The anti-racism center invited numerous additional anti-Israel and pro-Palestinian organizations to the event.

“In recent years, we’ve been forced to hold our memorial ceremonies inside synagogues due to the difficult atmosphere surrounding these events, while the Center Against Racism chose to hold a separate ceremony. This is a difficult and painful event for us, and the way it’s being commemorated today only makes it harder for us. The prime minister is warmly invited to participate in our memorial ceremony at the Jewish community synagogue in Oslo,” the letter stated.

Oslo Jewish community Rabbi Joav Melchior warned the ceremony might become an event promoting antisemitism by centering on the Middle East instead of focusing on the memorial and honoring it in a way that respects the country’s Jews who fell victim to an enemy seeking their destruction, as quoted on the NRK website.

“It’s not easy for us to talk about distorting reality on such a day. However, it’s not just that the Center Against Racism ignores our narrative—it actually attacks it,” Melchior noted.

“Jews may of course be criticized, but choosing this specific day—and given what many Norwegian Jews are going through during this period—shows a lack of empathy and something the Center Against Racism needs to spend time thinking about,” he said.

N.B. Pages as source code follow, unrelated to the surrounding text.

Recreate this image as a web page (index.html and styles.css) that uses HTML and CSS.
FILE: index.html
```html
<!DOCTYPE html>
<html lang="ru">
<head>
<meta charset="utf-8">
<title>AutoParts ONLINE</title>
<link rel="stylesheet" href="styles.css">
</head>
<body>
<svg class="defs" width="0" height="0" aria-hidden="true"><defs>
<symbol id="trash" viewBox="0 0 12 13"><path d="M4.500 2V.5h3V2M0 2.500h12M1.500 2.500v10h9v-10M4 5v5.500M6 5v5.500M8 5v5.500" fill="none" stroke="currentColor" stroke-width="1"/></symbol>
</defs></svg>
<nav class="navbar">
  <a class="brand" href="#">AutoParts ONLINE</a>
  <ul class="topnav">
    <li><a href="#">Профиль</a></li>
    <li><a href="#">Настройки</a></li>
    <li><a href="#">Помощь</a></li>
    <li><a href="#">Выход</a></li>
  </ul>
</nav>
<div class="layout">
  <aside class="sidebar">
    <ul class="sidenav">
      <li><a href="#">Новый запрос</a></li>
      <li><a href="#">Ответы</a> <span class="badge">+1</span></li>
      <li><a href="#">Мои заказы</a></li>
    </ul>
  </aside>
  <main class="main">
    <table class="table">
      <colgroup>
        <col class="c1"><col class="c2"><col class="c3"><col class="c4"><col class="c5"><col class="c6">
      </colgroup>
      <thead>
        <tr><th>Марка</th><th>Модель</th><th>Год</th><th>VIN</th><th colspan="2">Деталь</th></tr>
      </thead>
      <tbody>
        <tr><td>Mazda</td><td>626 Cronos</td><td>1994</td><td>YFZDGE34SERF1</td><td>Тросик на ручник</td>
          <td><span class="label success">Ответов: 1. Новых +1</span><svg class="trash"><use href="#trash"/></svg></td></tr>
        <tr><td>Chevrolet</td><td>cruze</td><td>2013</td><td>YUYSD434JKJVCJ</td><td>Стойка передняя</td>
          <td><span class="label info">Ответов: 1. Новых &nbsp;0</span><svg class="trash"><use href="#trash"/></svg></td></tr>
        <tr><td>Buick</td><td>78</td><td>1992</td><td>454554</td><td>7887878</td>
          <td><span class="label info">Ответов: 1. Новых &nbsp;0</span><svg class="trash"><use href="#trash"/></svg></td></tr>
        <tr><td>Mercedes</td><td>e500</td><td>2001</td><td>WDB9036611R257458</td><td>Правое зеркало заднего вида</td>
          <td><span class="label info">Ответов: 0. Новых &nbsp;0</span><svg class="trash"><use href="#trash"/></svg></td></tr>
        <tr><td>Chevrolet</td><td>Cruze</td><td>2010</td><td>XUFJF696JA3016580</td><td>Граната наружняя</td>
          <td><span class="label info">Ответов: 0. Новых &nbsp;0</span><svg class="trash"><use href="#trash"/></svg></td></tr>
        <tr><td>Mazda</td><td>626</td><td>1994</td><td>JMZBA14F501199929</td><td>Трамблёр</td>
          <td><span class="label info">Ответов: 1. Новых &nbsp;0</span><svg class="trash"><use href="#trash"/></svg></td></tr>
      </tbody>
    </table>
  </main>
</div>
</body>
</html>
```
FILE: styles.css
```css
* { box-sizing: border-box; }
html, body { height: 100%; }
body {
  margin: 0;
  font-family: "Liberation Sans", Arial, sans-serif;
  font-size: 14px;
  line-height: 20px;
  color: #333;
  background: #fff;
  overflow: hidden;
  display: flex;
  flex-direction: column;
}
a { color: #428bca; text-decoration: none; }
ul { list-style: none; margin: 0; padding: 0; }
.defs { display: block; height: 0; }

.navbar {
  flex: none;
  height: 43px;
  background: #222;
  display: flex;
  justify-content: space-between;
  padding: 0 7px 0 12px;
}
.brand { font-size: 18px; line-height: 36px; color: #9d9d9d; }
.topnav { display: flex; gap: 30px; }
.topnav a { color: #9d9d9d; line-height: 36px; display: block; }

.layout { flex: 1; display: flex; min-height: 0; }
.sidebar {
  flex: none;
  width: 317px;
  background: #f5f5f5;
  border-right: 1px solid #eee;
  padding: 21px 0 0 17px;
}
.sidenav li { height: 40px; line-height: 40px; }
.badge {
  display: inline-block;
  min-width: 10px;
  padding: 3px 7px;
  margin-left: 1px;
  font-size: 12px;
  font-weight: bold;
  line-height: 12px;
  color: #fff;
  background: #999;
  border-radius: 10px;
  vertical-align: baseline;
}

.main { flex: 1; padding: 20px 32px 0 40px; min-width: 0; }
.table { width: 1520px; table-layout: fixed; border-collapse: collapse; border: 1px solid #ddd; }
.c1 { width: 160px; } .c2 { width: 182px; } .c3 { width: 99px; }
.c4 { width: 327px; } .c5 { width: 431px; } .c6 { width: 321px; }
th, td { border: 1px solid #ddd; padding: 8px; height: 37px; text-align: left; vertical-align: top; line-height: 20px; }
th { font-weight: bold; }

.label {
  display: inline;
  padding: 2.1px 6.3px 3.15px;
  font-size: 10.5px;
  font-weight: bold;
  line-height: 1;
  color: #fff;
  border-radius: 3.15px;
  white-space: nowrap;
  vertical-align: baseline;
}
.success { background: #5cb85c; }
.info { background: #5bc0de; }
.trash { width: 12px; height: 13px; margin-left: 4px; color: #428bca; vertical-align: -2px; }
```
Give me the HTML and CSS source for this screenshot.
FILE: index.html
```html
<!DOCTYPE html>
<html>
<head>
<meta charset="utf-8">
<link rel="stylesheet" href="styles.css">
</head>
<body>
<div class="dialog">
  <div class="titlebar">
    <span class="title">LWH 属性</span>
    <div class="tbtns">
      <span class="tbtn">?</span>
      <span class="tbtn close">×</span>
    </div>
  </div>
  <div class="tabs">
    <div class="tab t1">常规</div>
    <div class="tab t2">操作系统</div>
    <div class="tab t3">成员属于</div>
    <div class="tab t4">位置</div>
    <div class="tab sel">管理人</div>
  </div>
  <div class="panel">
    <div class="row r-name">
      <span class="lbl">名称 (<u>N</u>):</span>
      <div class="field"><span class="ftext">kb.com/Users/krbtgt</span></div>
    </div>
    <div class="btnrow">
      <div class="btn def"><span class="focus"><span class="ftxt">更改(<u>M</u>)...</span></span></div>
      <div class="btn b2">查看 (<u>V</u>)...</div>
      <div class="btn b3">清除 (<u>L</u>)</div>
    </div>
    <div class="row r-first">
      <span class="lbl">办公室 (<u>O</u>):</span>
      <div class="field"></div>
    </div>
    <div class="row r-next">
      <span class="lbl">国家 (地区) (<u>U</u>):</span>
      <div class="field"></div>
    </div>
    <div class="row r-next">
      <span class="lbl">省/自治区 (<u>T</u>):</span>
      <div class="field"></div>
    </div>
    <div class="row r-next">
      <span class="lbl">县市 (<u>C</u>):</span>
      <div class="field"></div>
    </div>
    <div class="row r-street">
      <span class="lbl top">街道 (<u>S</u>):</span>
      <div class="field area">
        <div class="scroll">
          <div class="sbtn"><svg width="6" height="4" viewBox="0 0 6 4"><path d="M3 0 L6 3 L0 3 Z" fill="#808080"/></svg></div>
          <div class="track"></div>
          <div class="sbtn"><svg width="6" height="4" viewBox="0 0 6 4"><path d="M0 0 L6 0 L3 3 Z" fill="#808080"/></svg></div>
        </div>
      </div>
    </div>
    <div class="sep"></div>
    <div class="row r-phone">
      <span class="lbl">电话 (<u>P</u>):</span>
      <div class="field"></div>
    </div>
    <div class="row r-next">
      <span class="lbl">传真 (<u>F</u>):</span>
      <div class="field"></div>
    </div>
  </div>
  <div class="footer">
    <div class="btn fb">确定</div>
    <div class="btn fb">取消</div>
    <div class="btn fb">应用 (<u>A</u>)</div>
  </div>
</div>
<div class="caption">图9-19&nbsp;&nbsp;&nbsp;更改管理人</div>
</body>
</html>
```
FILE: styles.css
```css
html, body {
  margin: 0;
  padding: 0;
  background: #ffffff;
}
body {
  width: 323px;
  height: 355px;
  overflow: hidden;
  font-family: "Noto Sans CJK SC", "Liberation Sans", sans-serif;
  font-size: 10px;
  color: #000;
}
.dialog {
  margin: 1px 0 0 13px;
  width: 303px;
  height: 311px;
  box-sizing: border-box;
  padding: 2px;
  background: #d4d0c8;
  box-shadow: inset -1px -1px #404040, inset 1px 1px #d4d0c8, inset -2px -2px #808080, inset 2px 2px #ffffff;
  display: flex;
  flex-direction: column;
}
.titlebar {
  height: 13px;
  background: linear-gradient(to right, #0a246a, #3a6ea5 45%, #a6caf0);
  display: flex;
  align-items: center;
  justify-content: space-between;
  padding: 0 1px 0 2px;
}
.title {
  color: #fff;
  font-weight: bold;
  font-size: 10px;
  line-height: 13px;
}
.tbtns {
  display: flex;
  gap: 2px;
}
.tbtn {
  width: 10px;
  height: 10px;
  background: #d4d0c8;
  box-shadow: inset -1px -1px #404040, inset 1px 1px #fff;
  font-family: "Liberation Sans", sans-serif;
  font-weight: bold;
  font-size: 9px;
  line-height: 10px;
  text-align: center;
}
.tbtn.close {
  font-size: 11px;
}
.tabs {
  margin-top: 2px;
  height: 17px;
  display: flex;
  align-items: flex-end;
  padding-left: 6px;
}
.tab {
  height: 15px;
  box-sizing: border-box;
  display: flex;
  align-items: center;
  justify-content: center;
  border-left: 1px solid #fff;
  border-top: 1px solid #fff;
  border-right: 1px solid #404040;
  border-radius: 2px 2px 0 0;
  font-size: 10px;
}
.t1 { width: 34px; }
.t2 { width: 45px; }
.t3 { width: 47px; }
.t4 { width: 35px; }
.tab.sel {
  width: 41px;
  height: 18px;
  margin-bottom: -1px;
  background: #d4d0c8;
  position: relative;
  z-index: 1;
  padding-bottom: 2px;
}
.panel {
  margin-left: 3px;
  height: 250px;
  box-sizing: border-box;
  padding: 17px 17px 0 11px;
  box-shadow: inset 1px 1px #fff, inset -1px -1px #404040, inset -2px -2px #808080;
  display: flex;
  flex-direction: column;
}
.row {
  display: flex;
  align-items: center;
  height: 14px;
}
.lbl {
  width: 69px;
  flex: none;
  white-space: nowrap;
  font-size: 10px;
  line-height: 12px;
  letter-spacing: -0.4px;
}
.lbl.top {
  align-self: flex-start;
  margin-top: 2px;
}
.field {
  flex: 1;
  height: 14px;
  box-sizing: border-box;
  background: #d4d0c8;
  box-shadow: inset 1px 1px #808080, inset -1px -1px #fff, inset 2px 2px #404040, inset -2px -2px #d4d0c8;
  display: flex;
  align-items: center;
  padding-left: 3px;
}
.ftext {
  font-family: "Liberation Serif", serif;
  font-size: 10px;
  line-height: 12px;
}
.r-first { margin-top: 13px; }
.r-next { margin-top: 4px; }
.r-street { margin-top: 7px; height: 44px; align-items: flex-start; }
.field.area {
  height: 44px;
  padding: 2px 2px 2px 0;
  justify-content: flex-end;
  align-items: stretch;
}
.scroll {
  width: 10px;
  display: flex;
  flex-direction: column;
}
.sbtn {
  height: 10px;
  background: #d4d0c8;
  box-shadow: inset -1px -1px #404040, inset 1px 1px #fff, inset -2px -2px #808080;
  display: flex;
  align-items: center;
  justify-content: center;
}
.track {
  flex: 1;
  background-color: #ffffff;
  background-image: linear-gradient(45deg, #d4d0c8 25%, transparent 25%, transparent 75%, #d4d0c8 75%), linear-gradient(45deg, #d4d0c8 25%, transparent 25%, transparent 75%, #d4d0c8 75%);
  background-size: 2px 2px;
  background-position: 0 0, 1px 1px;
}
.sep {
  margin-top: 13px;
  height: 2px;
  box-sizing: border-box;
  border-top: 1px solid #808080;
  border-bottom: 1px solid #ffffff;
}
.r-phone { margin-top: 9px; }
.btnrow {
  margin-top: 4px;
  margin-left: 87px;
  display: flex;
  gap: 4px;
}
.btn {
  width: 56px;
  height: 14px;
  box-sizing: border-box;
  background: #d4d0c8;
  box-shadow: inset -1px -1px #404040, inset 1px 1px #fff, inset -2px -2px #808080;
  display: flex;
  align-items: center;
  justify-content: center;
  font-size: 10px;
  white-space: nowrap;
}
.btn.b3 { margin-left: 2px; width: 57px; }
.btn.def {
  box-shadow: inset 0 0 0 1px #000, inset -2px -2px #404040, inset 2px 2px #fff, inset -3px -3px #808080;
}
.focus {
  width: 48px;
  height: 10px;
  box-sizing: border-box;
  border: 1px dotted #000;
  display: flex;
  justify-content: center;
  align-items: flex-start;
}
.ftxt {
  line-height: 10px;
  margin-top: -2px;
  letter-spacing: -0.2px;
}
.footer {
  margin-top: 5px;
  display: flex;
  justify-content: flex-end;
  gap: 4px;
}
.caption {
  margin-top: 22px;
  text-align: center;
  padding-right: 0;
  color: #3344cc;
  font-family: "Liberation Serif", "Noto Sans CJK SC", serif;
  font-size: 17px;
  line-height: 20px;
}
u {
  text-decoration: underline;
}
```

Norwegian-Israeli activist On Elpeleg said, “It’s simply incomprehensible that Norway’s prime minister chose to mark the Kristallnacht events—the November pogrom—alongside antisemitic organizations and Israel boycotters, while completely ignoring the Jewish community’s official invitation to participate in its memorial ceremony. Through this act, he not only weakens the fight against antisemitism but actually strengthens the hands of antisemites in Norway. This represents serious and dangerous irresponsibility from the prime minister, precisely when Norway’s Jews need support and identification most.”

Responding to accusations ahead of the event, Ashraf told the NRK website that the Center Against Racism is “not antisemitic” and that accusations against IT are incorrect. He claimed all organizations were invited and the event is open to the Jewish community as well, though according to him, the community cut off contact with them and refuses to cooperate with the center he heads.

He said the commemoration is not connected to “Palestine” and that the event deals with “Jewish experiences, learning from history, remembering victims of antisemitic violence while simultaneously standing against all racism.”